El gobierno ha empezado a tomar medidas para reducir el abultado déficit público. Ha subido los impuestos a las personas, ha iniciado una reforma financiera con el fin de que sean las propias entidades las que asuman el coste de la operación, ha enviado a las Cortes un proyecto de ley de estabilidad financiera que concreta el techo del gasto público y el principio de equilibrio presupuestario. Sin embargo, la gran asignatura pendiente que bien se podía haber preparado con tiempo para aplicarla nada más llegar al consejo de ministros se refiere a la reforma, drástica reforma del sector público español. Reforma que ha de ir acompañada de una radical modificación del régimen subvencional y de una progresiva eliminación de tantas cuantas ayudas públicasse han otorgado en estos años con el fin de controlar y aherrojar la vida y actividades de ciudadanos e instituciones del más variado tipo.
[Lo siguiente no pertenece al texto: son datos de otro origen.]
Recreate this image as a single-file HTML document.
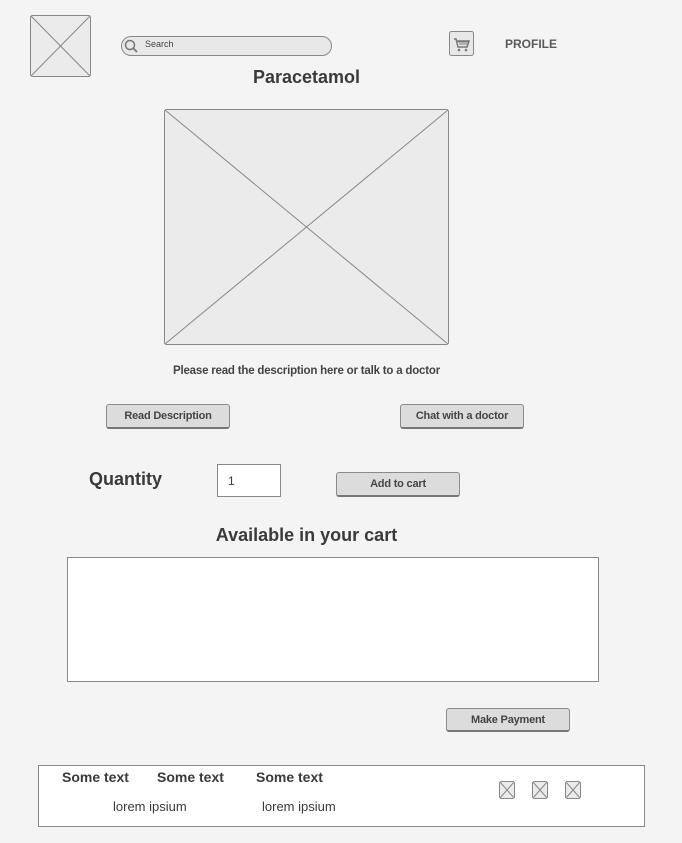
<!DOCTYPE html>
<html><head><meta charset="utf-8"><style>
*{margin:0;padding:0;box-sizing:border-box}
body{width:682px;height:843px;background:#f4f4f4;position:relative;overflow:hidden;font-family:"Liberation Sans","DejaVu Sans",sans-serif;color:#3a3a3a}
.a{position:absolute}
.btn{position:absolute;background:#dcdcdc;border:1px solid #8a8a8a;border-bottom:2px solid #777;border-radius:3px;font-size:11px;font-weight:bold;text-align:center;color:#444;display:flex;align-items:center;justify-content:center;letter-spacing:-0.2px}
.t{position:absolute;white-space:nowrap;font-weight:bold}
</style></head><body>
<svg class="a" style="left:30px;top:15px" width="62" height="63"><rect x="0.5" y="0.5" width="60" height="61" rx="2" fill="#ebebeb" stroke="#888"/><line x1="1" y1="1" x2="60" y2="61" stroke="#888"/><line x1="60" y1="1" x2="1" y2="61" stroke="#888"/></svg>
<div class="a" style="left:121px;top:36px;width:211px;height:20px;border:1px solid #888;border-radius:10px;background:#e8e8e8"></div>
<svg class="a" style="left:124px;top:39px" width="16" height="16"><circle cx="6" cy="6" r="4.5" fill="none" stroke="#777" stroke-width="1.5"/><line x1="9" y1="9" x2="13" y2="13" stroke="#777" stroke-width="1.8"/></svg>
<div class="t" style="left:145px;top:39px;font-size:9px;font-weight:normal;color:#444">Search</div>
<svg class="a" style="left:449px;top:31px" width="26" height="26"><rect x="0.5" y="0.5" width="24" height="24" rx="2" fill="#e8e8e8" stroke="#888"/><path d="M5 8h2l2 8h9l2-6H8" fill="none" stroke="#777" stroke-width="1.5"/><path d="M9 11h10M10 13h8" stroke="#777"/><circle cx="10" cy="19" r="1.3" fill="#777"/><circle cx="17" cy="19" r="1.3" fill="#777"/></svg>
<div class="t" style="left:505px;top:37px;font-size:12px;color:#5a5a5a">PROFILE</div>
<div class="t" style="left:0;width:613px;text-align:center;top:67px;font-size:18px">Paracetamol</div>
<svg class="a" style="left:164px;top:109px" width="286" height="237"><rect x="0.5" y="0.5" width="284" height="235" rx="2" fill="#ebebeb" stroke="#888"/><line x1="1" y1="1" x2="284" y2="235" stroke="#888"/><line x1="284" y1="1" x2="1" y2="235" stroke="#888"/></svg>
<div class="t" style="left:0;width:613px;text-align:center;top:365px;font-size:11.5px;color:#444;letter-spacing:-0.2px">Please read the description here or talk to a doctor</div>
<div class="btn" style="left:106px;top:404px;width:124px;height:25px">Read Description</div>
<div class="btn" style="left:400px;top:404px;width:124px;height:25px">Chat with a doctor</div>
<div class="t" style="left:89px;top:469px;font-size:18px">Quantity</div>
<div class="a" style="left:217px;top:464px;width:64px;height:33px;border:1px solid #888;background:#fff;font-size:12px;padding:9px 0 0 10px">1</div>
<div class="btn" style="left:336px;top:472px;width:124px;height:25px">Add to cart</div>
<div class="t" style="left:0;width:613px;text-align:center;top:525px;font-size:18px">Available in your cart</div>
<div class="a" style="left:67px;top:557px;width:532px;height:125px;border:1px solid #888;background:#fff"></div>
<div class="btn" style="left:446px;top:708px;width:124px;height:24px">Make Payment</div>
<div class="a" style="left:38px;top:765px;width:607px;height:62px;border:1px solid #888;background:#fff"></div>
<div class="t" style="left:62px;top:769px;font-size:14px">Some text</div>
<div class="t" style="left:157px;top:769px;font-size:14px">Some text</div>
<div class="t" style="left:256px;top:769px;font-size:14px">Some text</div>
<div class="t" style="left:113px;top:799px;font-size:13px;font-weight:normal">lorem ipsium</div>
<div class="t" style="left:262px;top:799px;font-size:13px;font-weight:normal">lorem ipsium</div>
<svg class="a" style="left:499px;top:781px" width="84" height="19"><g fill="#ebebeb" stroke="#888"><rect x="0.5" y="0.5" width="15" height="17" rx="2"/><rect x="33.5" y="0.5" width="15" height="17" rx="2"/><rect x="66.5" y="0.5" width="15" height="17" rx="2"/></g><g stroke="#888"><path d="M1 1l14 16M15 1L1 17M34 1l14 16M48 1L34 17M67 1l14 16M81 1L67 17"/></g></svg>
</body></html>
Resulta, sin embargo, para sombro y escándalo de no pocos ciudadanos que los principales causantes de la crisis: políticos, sindicalistas y patronos, siguen disfrutando de pingues subvenciones pues solo se les ha reducido el 20% de lo que reciben del presupuesto público mientras millones de españoles malamente llegan como pueden a final de mes. Es verdad que por fin se ha cortado el privilegio de las  retribuciones de los directivos de instituciones financieras reflotadas con fondos públicos, pero no es menos cierto que todavía son varios miles las empresas, compañías, sociedades, entes empresariales y fundaciones que con fondos públicos realizan actividades innecesarias.
Junto a la profunda reforma del sector público y a la radical eliminación de tantas y tantas subvenciones improductivas, injustificadas y clientelares, hace falta clarificar el mapa competencial de las distintas Administraciones y Gobiernos. El actual modelo requiere de mayor precisión y nitidez para evitar las muy frecuentes duplicidades y hasta triplicidades de intervenciones públicas de la misma naturaleza sobre las mismas materias. En este sentido, es menester de una vez, atendiendo a lo que atinadamente señaló el Consejo de Estado años atrás, regular mejor las competencias indelegables del Estado y diseñar un acabado régimen de colaboración y cooperación que permita que las tareas comunes, que no son pocas, se puedan realizar por las distintas Administraciones de forma eficaz y eficiente.
Que sobran muchos cientos o miles de empresas y sociedades públicas, en el nivel nacional y en el autonómico, lo sabe todo el mundo, sobre todo quienes en ellas laboran. Que todavía no conocemos un plan acabado para terminar con esta sangría financiera lo demuestra que este punto, al menos en estos días, ha quedado aparcado. Al igual que un plan integral de supresión de subvenciones. Primero hay que eliminar estructuras y cuándo la poda, junto a la de las subvenciones, se haya realizado, si hace falta porque no queda más remedio, que se suban los impuestos. No es de recibo, y desde luego no saldrá gratis, castigar a los ciudadanos en su conjunto mientras todavía perviven estructuras públicas y subvenciones que siguen minando unas cuentas públicas maltrechas e impresentables.
Para terminar, buena cosa es que las responsabilidades jurídicas se exijan a quienes malgasten, dilapiden o despilfarren fondos públicos. Ahora bien, que quienes han llevado a este país, en el plano político o financiero, a la ruina, sigan cómodamente disfrutando de pensiones millonarias y de toda suerte de prebendas es, en una democracia digna de tal nombre, un profundo insulto a los ciudadanos. ¿O no?.